The literal pool will be written in the current section; in order to
generate correct assembly, a @code{.using} must have been previously
specified in the same section.

@item .using @var{expr},@var{regno}
Use @var{regno} as the base register for all subsequent RX, RS, and SS form
instructions. The @var{expr} will be evaluated to obtain the base address;
usually, @var{expr} will merely be @samp{*}.

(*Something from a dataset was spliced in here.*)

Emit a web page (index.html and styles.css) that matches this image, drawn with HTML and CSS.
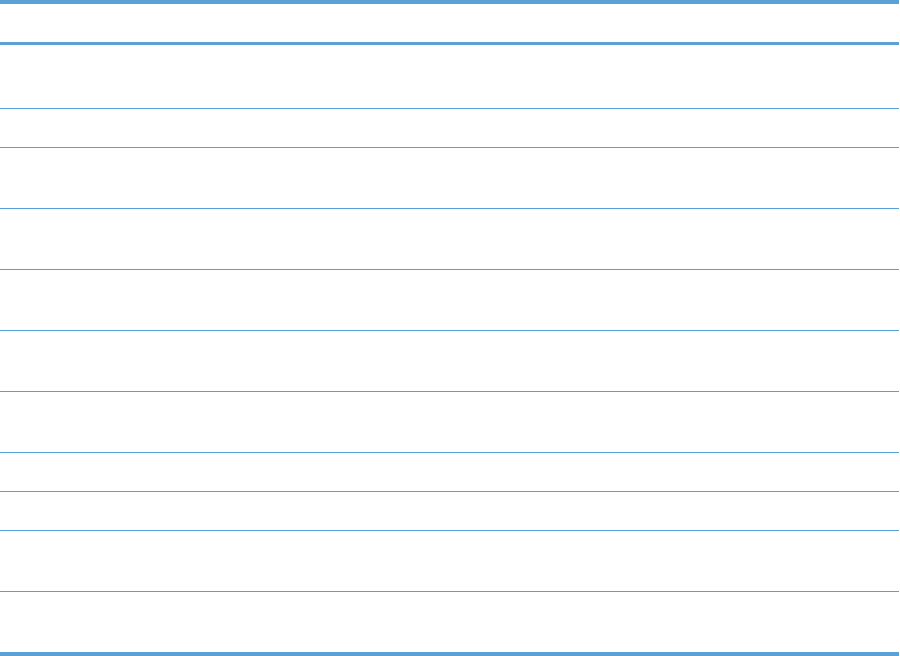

This assembler allows two @code{.using} directives to be simultaneously
outstanding, one in the @code{.text} section, and one in another section
(typically, the @code{.data} section).  This feature allows
dynamically loaded objects to be implemented in a relatively
straightforward way.  A @code{.using} directive must always be specified
in the @code{.text} section; this will specify the base register that
will be used for branches in the @code{.text} section.  A second
@code{.using} may be specified in another section; this will specify
the base register that is used for non-label address literals.
When a second @code{.using} is specified, then the subsequent
@code{.ltorg} must be put in the same section; otherwise an error will
result.

Thus, for example, the following code uses @code{r3} to address branch
targets and @code{r4} to address the literal pool, which has been written
to the @code{.data} section.  The is, the constants @code{=A(some_routine)},
@code{=H'42'} and @code{=E'3.1416'} will all appear in the @code{.data}
section.

@example
.data
	.using  LITPOOL,r4
.text
	BASR	r3,0
	.using	*,r3
        B       START
	.long	LITPOOL
START:
	L	r4,4(,r3)
	L	r15,=A(some_routine)
	LTR	r15,r15
	BNE	LABEL
	AH	r0,=H'42'
LABEL:
	ME	r6,=E'3.1416'
.data
LITPOOL:
	.ltorg
@end example


Note that this dual-@code{.using} directive semantics extends
and is not compatible with HLASM semantics.  Note that this assembler
directive does not support the full range of HLASM semantics.

@end table

@node ESA/390 Opcodes
@section Opcodes
For detailed information on the ESA/390 machine instruction set, see
@cite{ESA/390 Principles of Operation} (IBM Publication Number DZ9AR004).